▶ WORK TO BE COMPLETED
Include the line containing "48px; padding: 12px" and all lines before it, repeated exactly from the listing below, without pictures.

— START OF INFORMATION SHOWN —

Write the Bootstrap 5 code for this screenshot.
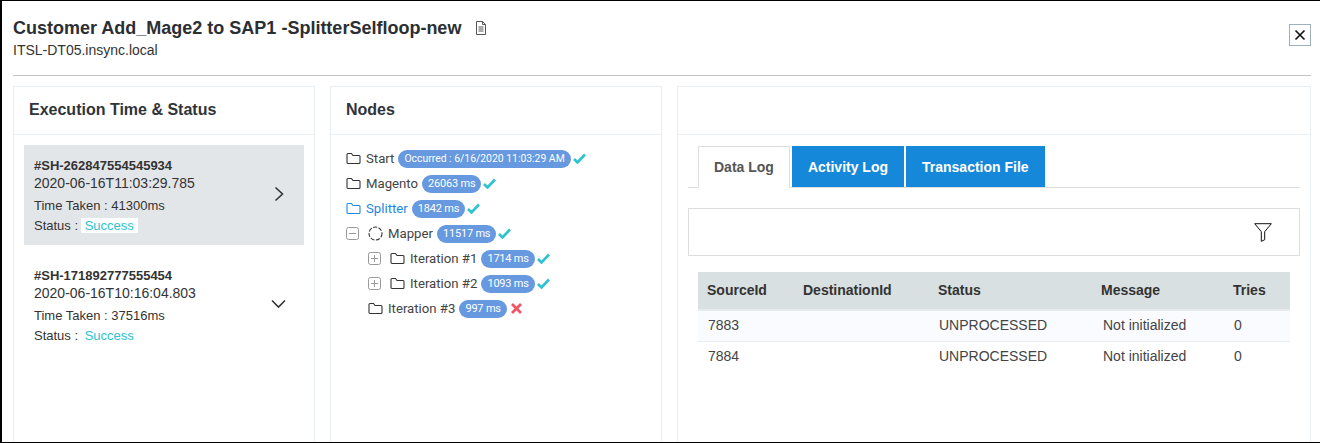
<!DOCTYPE html>
<html>

<head>
	<meta charset="utf-8">
	<meta name="viewport" content="width=device-width, initial-scale=1">
	<title>Execution Details</title>
	<link href="https://cdn.jsdelivr.net/npm/bootstrap@5.3.3/dist/css/bootstrap.min.css" rel="stylesheet">
	<script src="https://cdn.jsdelivr.net/npm/bootstrap@5.3.3/dist/js/bootstrap.bundle.min.js"></script>
	<style>
		html, body { height: 443px; overflow: hidden; }
		body { font-family: "Liberation Sans", Arial, sans-serif; font-size: 14px; color: #333; background: #fff; }

		/* Marco del modal */
		.modal-frame { height: 443px; border: 0 solid #000; border-width: 1px 0 1px 2px; padding: 0 9px 0 11px; overflow: hidden; }
		.frame-head { height: 75px; border-bottom: 1px solid #c4c4c4; padding-top: 16px; }
		.frame-title { font-size: 18px; line-height: 22px; font-weight: 700; color: #2b2f33; margin: 0; }
		.frame-sub { font-size: 14px; line-height: 18px; margin-top: 2px; color: #333; }
		.close-box { width: 22px; height: 22px; border: 1px solid #9fb0bb; background: #fff; padding: 0; margin-top: 7px; line-height: 0; }
		.doc-icon { margin-left: 14px; }
		.panels { display: grid; grid-template-columns: 302px 332px 634px; gap: 15px; margin-top: 10px; height: 500px; }
		.panel-box { border: 1px solid #e9eef2; border-radius: 0; background: #fff; }
		.panel-box > .card-header { height: 48px; padding: 12px 15px 0; background: #fff; border-bottom: 1px solid #e9eef2; border-radius: 0; font-size: 16px; line-height: 22px; font-weight: 700; color: #2f343a; }

		/* Ejecuciones */
		.exec-list { padding: 10px; }
		.exec-item { height: 100px; padding: 13px 10px 16px 10px; }
		.exec-item.is-open { background: #e3e6e9; }
		.exec-item + .exec-item { margin-top: 10px; }
		.exec-id { font-size: 13px; line-height: 15px; font-weight: 700; color: #333; }
		.exec-date { font-size: 14px; line-height: 20px; }
		.exec-line { font-size: 13px; line-height: 20px; }
		.exec-line.first-line { margin-top: 3px; }
		.ok-text { color: #2dc3d0; padding: 0 4px; margin-left: -1px; }
		.is-open .ok-text { background: #fff; }
		.exec-arrow { margin-right: 10px; }
		.exec-arrow.is-down { margin-right: 8px; }

		/* Árbol de nodos */
		.node-tree { padding: 11px 15px; font-family: Roboto, "Liberation Sans", sans-serif; font-size: 13.2px; color: #444; }
		.node-row { height: 25px; gap: 4px; white-space: nowrap; }
		.node-row.lvl1 { padding-left: 22px; }
		.node-row.is-active { color: #1e88e5; }
		.node-name { margin-left: 1px; }
		.tree-gap { margin-left: 1px; }
		.time-pill { background: #6699e0; color: #fff; font-size: 11px; letter-spacing: -0.2px; line-height: 18px; height: 18px; padding: 0 6px; border-radius: 9px; }
		.time-pill.tiny { font-size: 10.4px; letter-spacing: 0; }
		.plus-box { flex: none; }
		.tick-mark { margin-left: -2px; }

		/* Pestañas */
		.tab-area { padding: 11px 10px 0; }
		.log-tabs { border-bottom: 1px solid #ddd; gap: 2px; padding-left: 10px; }
		.log-tabs .nav-link { height: 41px; border: 0; border-radius: 0; margin: 0; padding: 0 16px; line-height: 43px; font-size: 14px; font-weight: 700; color: #fff; background: #1688da; }
		.log-tabs .nav-link.active { color: #555; background: #fff; border: 1px solid #ddd; border-bottom-color: #fff; line-height: 41px; height: 42px; margin-bottom: -1px; padding: 0 15px; }
		.filter-box { height: 48px; margin-top: 20px; border: 1px solid #ddd; padding-right: 27px; }
		.log-table { margin: 16px 10px 0; width: 592px; font-size: 14px; table-layout: fixed; }
		.log-table th { background: #d8e0e1; height: 38px; padding: 0 9px; vertical-align: middle; font-weight: 700; color: #333; border-bottom: 2px solid #e6ecee; }
		.log-table td { height: 31px; padding: 0 10px; vertical-align: middle; color: #444; border-bottom: 1px solid #e9eef2; }
		.log-table td:nth-child(4) { padding-left: 11px; }
		.log-table tbody tr:first-child td { background: #fafbfe; }
		.log-table tbody tr:last-child td { border-bottom: 0; }
	</style>
</head>

<body>
<div class="modal-frame">
	<div class="frame-head d-flex justify-content-between">
		<div>
			<div class="d-flex align-items-center">
				<h1 class="frame-title">Customer Add_Mage2 to SAP1 -SplitterSelfloop-new</h1>
				<svg class="doc-icon" width="12" height="14" viewBox="0 0 12 14" fill="none" stroke="#555"><path d="M1.500.5h6l3 3v10h-9z"/><path d="M7.500.5v3h3M3.500 6h5M3.500 8h5M3.500 10h5"/></svg>
			</div>
			<div class="frame-sub">ITSL-DT05.insync.local</div>
		</div>
		<button class="close-box" type="button" aria-label="Close">
			<svg width="12" height="12" viewBox="0 0 12 12" stroke="#111" stroke-width="1.6"><path d="M1.500 1.500l9 9M10.500 1.500l-9 9"/></svg>
		</button>
	</div>

	<div class="panels">
		<!-- Ejecuciones -->
		<div class="card panel-box">
			<div class="card-header">Execution Time &amp; Status</div>
			<div class="exec-list">
				<div class="exec-item is-open d-flex justify-content-between align-items-center">
					<div class="align-self-start">
						<div class="exec-id">#SH-262847554545934</div>
						<div class="exec-date">2020-06-16T11:03:29.785</div>
						<div class="exec-line first-line">Time Taken : 41300ms</div>
						<div class="exec-line">Status : <span class="ok-text">Success</span></div>
					</div>
					<svg class="exec-arrow" width="10" height="16" viewBox="0 0 10 16" fill="none" stroke="#333" stroke-width="1.6"><path d="M1.500 1.500l7 6.500-7 6.500"/></svg>
				</div>
				<div class="exec-item d-flex justify-content-between align-items-center">
					<div class="align-self-start">
						<div class="exec-id">#SH-171892777555454</div>
						<div class="exec-date">2020-06-16T10:16:04.803</div>
						<div class="exec-line first-line">Time Taken : 37516ms</div>
						<div class="exec-line">Status : <span class="ok-text">Success</span></div>
					</div>
					<svg class="exec-arrow is-down" width="15" height="10" viewBox="0 0 15 10" fill="none" stroke="#333" stroke-width="1.6"><path d="M1 1.500l6.500 6.500L14 1.500"/></svg>
				</div>
			</div>
		</div>

		<!-- Nodos -->
		<div class="card panel-box">
			<div class="card-header">Nodes</div>
			<div class="node-tree" id="nodeTree"></div>
		</div>

		<!-- Logs -->
		<div class="card panel-box">
			<div class="card-header"></div>
			<div class="tab-area">
				<ul class="nav nav-tabs log-tabs">
					<li class="nav-item"><a class="nav-link active" href="#">Data Log</a></li>
					<li class="nav-item"><a class="nav-link" href="#">Activity Log</a></li>
					<li class="nav-item"><a class="nav-link" href="#">Transaction File</a></li>
				</ul>
				<div class="filter-box d-flex justify-content-end align-items-center">
					<svg width="18" height="19" viewBox="0 0 18 19" fill="none" stroke="#111"><path d="M.7.7h16.600l-6.600 8v8l-3.400 1.600V8.700z"/></svg>
				</div>
				<table class="table log-table mb-0">
					<thead>
					<tr>
						<th style="width:96px">SourceId</th>
						<th style="width:135px">DestinationId</th>
						<th style="width:163px">Status</th>
						<th style="width:132px">Message</th>
						<th>Tries</th>
					</tr>
					</thead>
					<tbody>
					<tr><td>7883</td><td></td><td>UNPROCESSED</td><td>Not initialized</td><td>0</td></tr>
					<tr><td>7884</td><td></td><td>UNPROCESSED</td><td>Not initialized</td><td>0</td></tr>
					</tbody>
				</table>
			</div>
		</div>
	</div>
</div>

<script>
	// Iconos del árbol
	const folder = (color) => `<svg width="15" height="13" viewBox="0 0 15 13" fill="none" stroke="${color}" stroke-width="1.1"><path d="M1 2.500a1 1 0 0 1 1-1h3.500l1.500 2h6a1 1 0 0 1 1 1v6a1 1 0 0 1-1 1H2a1 1 0 0 1-1-1z"/></svg>`;
	const box = (minus) => `<svg class="plus-box" width="13" height="13" viewBox="0 0 13 13" fill="none" stroke="#999"><rect x=".5" y=".5" width="12" height="12" rx="2"/><path d="M3 6.500h7${minus ? '' : 'M6.500 3v7'}"/></svg>`;
	const spinner = '<svg width="15" height="15" viewBox="0 0 15 15" fill="none" stroke="#333" stroke-width="1.100" stroke-dasharray="4 1.500"><circle cx="7.500" cy="7.500" r="6.500"/></svg>';
	const tick = '<svg class="tick-mark" width="13" height="11" viewBox="0 0 13 11" fill="none" stroke="#2dc3d0" stroke-width="2.600"><path d="M1 6l3.500 3.500L12 1.500"/></svg>';
	const cross = '<svg width="11" height="11" viewBox="0 0 11 11" fill="none" stroke="#ee5566" stroke-width="2.800"><path d="M1 1l9 9M10 1l-9 9"/></svg>';
	const gap = '<span class="tree-gap"></span>';

	const nodes = [
		{ name: 'Start', time: 'Occurred : 6/16/2020 11:03:29 AM', tiny: true, icons: folder('#333') },
		{ name: 'Magento', time: '26063 ms', icons: folder('#333') },
		{ name: 'Splitter', time: '1842 ms', icons: folder('#1e88e5'), active: true },
		{ name: 'Mapper', time: '11517 ms', icons: box(true) + gap + spinner },
		{ name: 'Iteration #1', time: '1714 ms', icons: box(false) + gap + folder('#333'), cls: 'lvl1' },
		{ name: 'Iteration #2', time: '1093 ms', icons: box(false) + gap + folder('#333'), cls: 'lvl1' },
		{ name: 'Iteration #3', time: '997 ms', icons: folder('#333'), cls: 'lvl1', failed: true }
	];

	document.getElementById('nodeTree').innerHTML = nodes.map(n => `
		<div class="node-row d-flex align-items-center ${n.cls || ''} ${n.active ? 'is-active' : ''}">
			${n.icons}<span class="node-name">${n.name}</span>
			<span class="time-pill ${n.tiny ? 'tiny' : ''}">${n.time}</span>${n.failed ? cross : tick}
		</div>`).join('');
</script>
</body>

</html>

— END OF INFORMATION SHOWN —

▶ CORRECT RESPONSE
Write the Bootstrap 5 code for this screenshot.
<!DOCTYPE html>
<html>

<head>
	<meta charset="utf-8">
	<meta name="viewport" content="width=device-width, initial-scale=1">
	<title>Execution Details</title>
	<link href="https://cdn.jsdelivr.net/npm/bootstrap@5.3.3/dist/css/bootstrap.min.css" rel="stylesheet">
	<script src="https://cdn.jsdelivr.net/npm/bootstrap@5.3.3/dist/js/bootstrap.bundle.min.js"></script>
	<style>
		html, body { height: 443px; overflow: hidden; }
		body { font-family: "Liberation Sans", Arial, sans-serif; font-size: 14px; color: #333; background: #fff; }

		/* Marco del modal */
		.modal-frame { height: 443px; border: 0 solid #000; border-width: 1px 0 1px 2px; padding: 0 9px 0 11px; overflow: hidden; }
		.frame-head { height: 75px; border-bottom: 1px solid #c4c4c4; padding-top: 16px; }
		.frame-title { font-size: 18px; line-height: 22px; font-weight: 700; color: #2b2f33; margin: 0; }
		.frame-sub { font-size: 14px; line-height: 18px; margin-top: 2px; color: #333; }
		.close-box { width: 22px; height: 22px; border: 1px solid #9fb0bb; background: #fff; padding: 0; margin-top: 7px; line-height: 0; }
		.doc-icon { margin-left: 14px; }
		.panels { display: grid; grid-template-columns: 302px 332px 634px; gap: 15px; margin-top: 10px; height: 500px; }
		.panel-box { border: 1px solid #e9eef2; border-radius: 0; background: #fff; }
		.panel-box > .card-header { height: 48px; padding: 12px 15px 0; background: #fff; border-bottom: 1px solid #e9eef2; border-radius: 0; font-size: 16px; line-height: 22px; font-weight: 700; color: #2f343a; }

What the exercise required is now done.